● **Source excerpt**

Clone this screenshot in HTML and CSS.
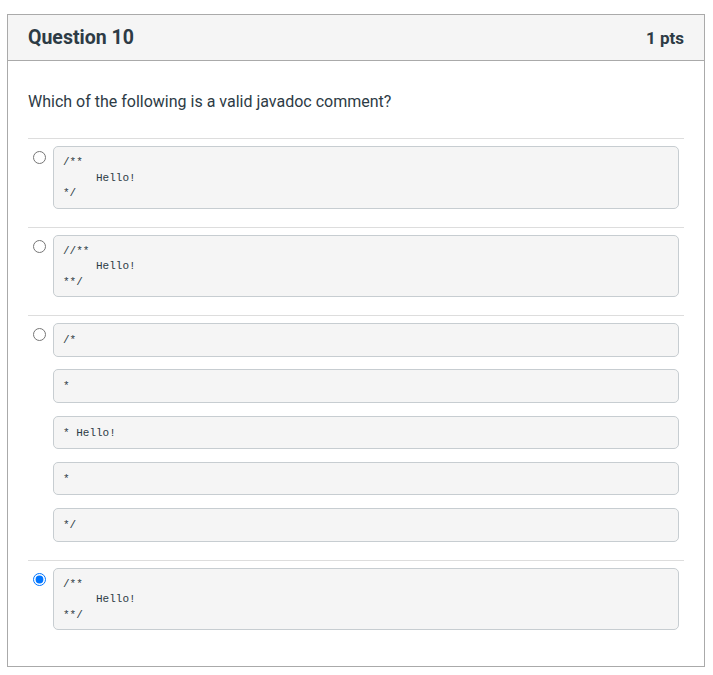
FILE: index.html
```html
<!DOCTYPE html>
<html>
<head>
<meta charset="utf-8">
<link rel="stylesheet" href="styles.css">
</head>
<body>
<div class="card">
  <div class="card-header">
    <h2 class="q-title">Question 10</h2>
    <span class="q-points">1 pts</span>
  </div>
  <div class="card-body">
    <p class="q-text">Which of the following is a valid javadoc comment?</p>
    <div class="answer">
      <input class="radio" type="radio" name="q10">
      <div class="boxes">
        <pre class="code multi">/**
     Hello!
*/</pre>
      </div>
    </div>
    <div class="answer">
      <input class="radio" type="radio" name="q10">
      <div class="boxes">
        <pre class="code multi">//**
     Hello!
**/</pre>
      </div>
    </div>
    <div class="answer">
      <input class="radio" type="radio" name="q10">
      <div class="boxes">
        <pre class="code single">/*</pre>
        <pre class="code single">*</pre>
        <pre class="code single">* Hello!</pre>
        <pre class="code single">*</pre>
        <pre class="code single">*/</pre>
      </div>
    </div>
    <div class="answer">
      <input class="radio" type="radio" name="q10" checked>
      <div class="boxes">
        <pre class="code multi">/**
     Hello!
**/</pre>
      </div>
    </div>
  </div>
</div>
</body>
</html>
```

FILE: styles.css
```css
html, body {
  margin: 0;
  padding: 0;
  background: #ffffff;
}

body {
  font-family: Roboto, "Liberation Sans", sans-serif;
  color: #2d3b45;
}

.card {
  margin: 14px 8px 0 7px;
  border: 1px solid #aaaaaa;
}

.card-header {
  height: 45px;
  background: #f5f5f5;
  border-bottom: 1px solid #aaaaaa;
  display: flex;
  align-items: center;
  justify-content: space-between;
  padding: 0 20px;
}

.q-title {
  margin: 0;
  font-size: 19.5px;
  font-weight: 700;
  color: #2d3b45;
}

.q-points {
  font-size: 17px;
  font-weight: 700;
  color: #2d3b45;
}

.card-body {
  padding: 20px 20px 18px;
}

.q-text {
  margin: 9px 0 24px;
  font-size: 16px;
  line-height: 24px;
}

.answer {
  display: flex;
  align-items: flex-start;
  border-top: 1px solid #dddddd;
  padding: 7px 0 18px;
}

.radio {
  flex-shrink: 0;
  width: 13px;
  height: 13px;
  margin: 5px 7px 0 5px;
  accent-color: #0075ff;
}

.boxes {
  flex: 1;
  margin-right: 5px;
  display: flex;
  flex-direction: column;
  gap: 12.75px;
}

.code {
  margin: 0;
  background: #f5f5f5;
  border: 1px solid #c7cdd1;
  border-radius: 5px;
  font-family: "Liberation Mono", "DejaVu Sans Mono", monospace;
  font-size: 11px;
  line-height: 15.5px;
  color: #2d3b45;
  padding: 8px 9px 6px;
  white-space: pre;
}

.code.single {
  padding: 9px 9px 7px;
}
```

● **Do this**
Extract the full listing exactly, with the pictures left out.

● **Correct output**
Clone this screenshot in HTML and CSS.
FILE: index.html
```html
<!DOCTYPE html>
<html>
<head>
<meta charset="utf-8">
<link rel="stylesheet" href="styles.css">
</head>
<body>
<div class="card">
  <div class="card-header">
    <h2 class="q-title">Question 10</h2>
    <span class="q-points">1 pts</span>
  </div>
  <div class="card-body">
    <p class="q-text">Which of the following is a valid javadoc comment?</p>
    <div class="answer">
      <input class="radio" type="radio" name="q10">
      <div class="boxes">
        <pre class="code multi">/**
     Hello!
*/</pre>
      </div>
    </div>
    <div class="answer">
      <input class="radio" type="radio" name="q10">
      <div class="boxes">
        <pre class="code multi">//**
     Hello!
**/</pre>
      </div>
    </div>
    <div class="answer">
      <input class="radio" type="radio" name="q10">
      <div class="boxes">
        <pre class="code single">/*</pre>
        <pre class="code single">*</pre>
        <pre class="code single">* Hello!</pre>
        <pre class="code single">*</pre>
        <pre class="code single">*/</pre>
      </div>
    </div>
    <div class="answer">
      <input class="radio" type="radio" name="q10" checked>
      <div class="boxes">
        <pre class="code multi">/**
     Hello!
**/</pre>
      </div>
    </div>
  </div>
</div>
</body>
</html>
```

FILE: styles.css
```css
html, body {
  margin: 0;
  padding: 0;
  background: #ffffff;
}

body {
  font-family: Roboto, "Liberation Sans", sans-serif;
  color: #2d3b45;
}

.card {
  margin: 14px 8px 0 7px;
  border: 1px solid #aaaaaa;
}

.card-header {
  height: 45px;
  background: #f5f5f5;
  border-bottom: 1px solid #aaaaaa;
  display: flex;
  align-items: center;
  justify-content: space-between;
  padding: 0 20px;
}

.q-title {
  margin: 0;
  font-size: 19.5px;
  font-weight: 700;
  color: #2d3b45;
}

.q-points {
  font-size: 17px;
  font-weight: 700;
  color: #2d3b45;
}

.card-body {
  padding: 20px 20px 18px;
}

.q-text {
  margin: 9px 0 24px;
  font-size: 16px;
  line-height: 24px;
}

.answer {
  display: flex;
  align-items: flex-start;
  border-top: 1px solid #dddddd;
  padding: 7px 0 18px;
}

.radio {
  flex-shrink: 0;
  width: 13px;
  height: 13px;
  margin: 5px 7px 0 5px;
  accent-color: #0075ff;
}

.boxes {
  flex: 1;
  margin-right: 5px;
  display: flex;
  flex-direction: column;
  gap: 12.75px;
}

.code {
  margin: 0;
  background: #f5f5f5;
  border: 1px solid #c7cdd1;
  border-radius: 5px;
  font-family: "Liberation Mono", "DejaVu Sans Mono", monospace;
  font-size: 11px;
  line-height: 15.5px;
  color: #2d3b45;
  padding: 8px 9px 6px;
  white-space: pre;
}

.code.single {
  padding: 9px 9px 7px;
}
```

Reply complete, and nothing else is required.